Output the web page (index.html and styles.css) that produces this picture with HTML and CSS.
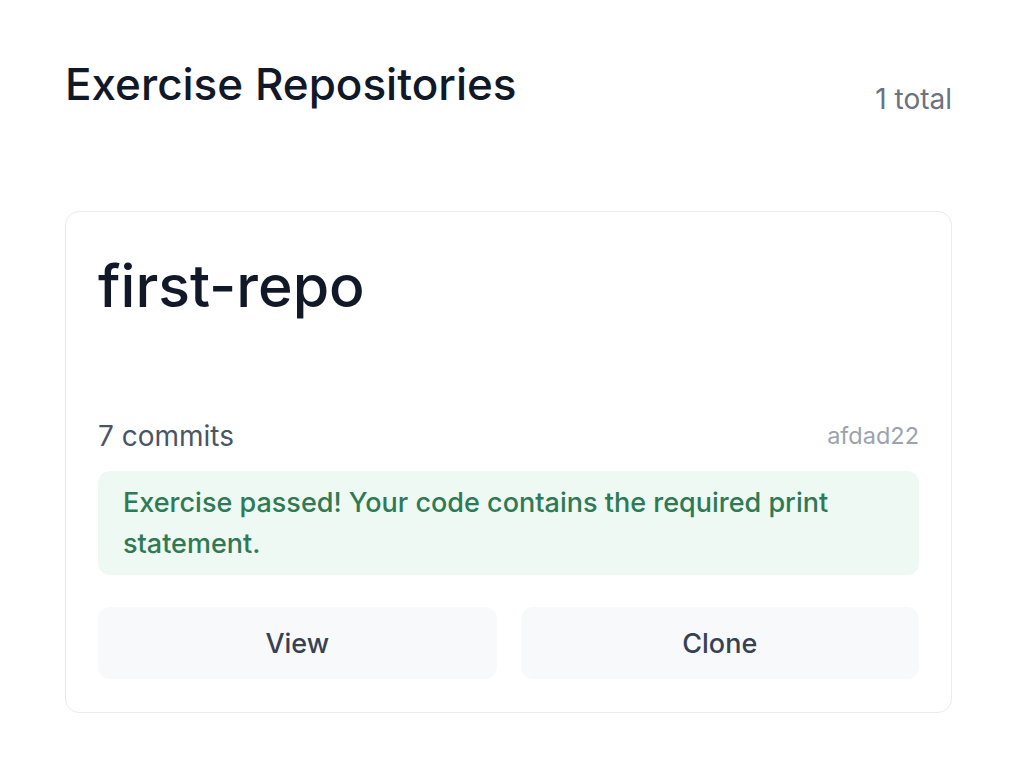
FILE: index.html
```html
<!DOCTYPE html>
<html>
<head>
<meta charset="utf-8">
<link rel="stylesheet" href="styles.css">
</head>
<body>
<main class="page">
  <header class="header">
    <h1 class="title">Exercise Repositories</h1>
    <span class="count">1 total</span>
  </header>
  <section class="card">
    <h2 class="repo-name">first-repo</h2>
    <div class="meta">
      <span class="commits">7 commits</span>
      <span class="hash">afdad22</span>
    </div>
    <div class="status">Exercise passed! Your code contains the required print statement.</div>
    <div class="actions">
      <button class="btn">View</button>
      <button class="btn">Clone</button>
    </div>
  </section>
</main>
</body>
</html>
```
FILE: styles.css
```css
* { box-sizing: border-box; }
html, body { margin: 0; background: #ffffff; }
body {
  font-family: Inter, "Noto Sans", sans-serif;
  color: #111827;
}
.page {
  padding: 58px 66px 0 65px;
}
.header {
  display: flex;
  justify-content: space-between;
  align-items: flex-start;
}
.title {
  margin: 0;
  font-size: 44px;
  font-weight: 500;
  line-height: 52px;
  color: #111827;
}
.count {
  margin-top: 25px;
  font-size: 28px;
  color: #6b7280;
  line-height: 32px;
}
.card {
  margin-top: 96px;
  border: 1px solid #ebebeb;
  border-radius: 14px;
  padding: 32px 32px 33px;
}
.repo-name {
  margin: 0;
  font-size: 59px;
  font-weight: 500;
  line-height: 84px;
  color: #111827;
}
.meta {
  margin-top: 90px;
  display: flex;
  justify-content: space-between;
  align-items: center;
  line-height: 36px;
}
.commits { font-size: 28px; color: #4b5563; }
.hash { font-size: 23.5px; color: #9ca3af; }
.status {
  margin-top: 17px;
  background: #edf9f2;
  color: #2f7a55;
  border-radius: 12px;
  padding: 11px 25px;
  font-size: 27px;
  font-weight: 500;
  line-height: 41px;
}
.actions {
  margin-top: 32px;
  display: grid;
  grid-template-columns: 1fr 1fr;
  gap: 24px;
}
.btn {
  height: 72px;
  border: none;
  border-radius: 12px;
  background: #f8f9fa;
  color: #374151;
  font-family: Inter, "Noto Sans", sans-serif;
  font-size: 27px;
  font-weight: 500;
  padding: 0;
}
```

-*-

What you will do: Except for the pictures, print the data above exactly.

Answer to the exercise:
Output the web page (index.html and styles.css) that produces this picture with HTML and CSS.
FILE: index.html
```html
<!DOCTYPE html>
<html>
<head>
<meta charset="utf-8">
<link rel="stylesheet" href="styles.css">
</head>
<body>
<main class="page">
  <header class="header">
    <h1 class="title">Exercise Repositories</h1>
    <span class="count">1 total</span>
  </header>
  <section class="card">
    <h2 class="repo-name">first-repo</h2>
    <div class="meta">
      <span class="commits">7 commits</span>
      <span class="hash">afdad22</span>
    </div>
    <div class="status">Exercise passed! Your code contains the required print statement.</div>
    <div class="actions">
      <button class="btn">View</button>
      <button class="btn">Clone</button>
    </div>
  </section>
</main>
</body>
</html>
```
FILE: styles.css
```css
* { box-sizing: border-box; }
html, body { margin: 0; background: #ffffff; }
body {
  font-family: Inter, "Noto Sans", sans-serif;
  color: #111827;
}
.page {
  padding: 58px 66px 0 65px;
}
.header {
  display: flex;
  justify-content: space-between;
  align-items: flex-start;
}
.title {
  margin: 0;
  font-size: 44px;
  font-weight: 500;
  line-height: 52px;
  color: #111827;
}
.count {
  margin-top: 25px;
  font-size: 28px;
  color: #6b7280;
  line-height: 32px;
}
.card {
  margin-top: 96px;
  border: 1px solid #ebebeb;
  border-radius: 14px;
  padding: 32px 32px 33px;
}
.repo-name {
  margin: 0;
  font-size: 59px;
  font-weight: 500;
  line-height: 84px;
  color: #111827;
}
.meta {
  margin-top: 90px;
  display: flex;
  justify-content: space-between;
  align-items: center;
  line-height: 36px;
}
.commits { font-size: 28px; color: #4b5563; }
.hash { font-size: 23.5px; color: #9ca3af; }
.status {
  margin-top: 17px;
  background: #edf9f2;
  color: #2f7a55;
  border-radius: 12px;
  padding: 11px 25px;
  font-size: 27px;
  font-weight: 500;
  line-height: 41px;
}
.actions {
  margin-top: 32px;
  display: grid;
  grid-template-columns: 1fr 1fr;
  gap: 24px;
}
.btn {
  height: 72px;
  border: none;
  border-radius: 12px;
  background: #f8f9fa;
  color: #374151;
  font-family: Inter, "Noto Sans", sans-serif;
  font-size: 27px;
  font-weight: 500;
  padding: 0;
}
```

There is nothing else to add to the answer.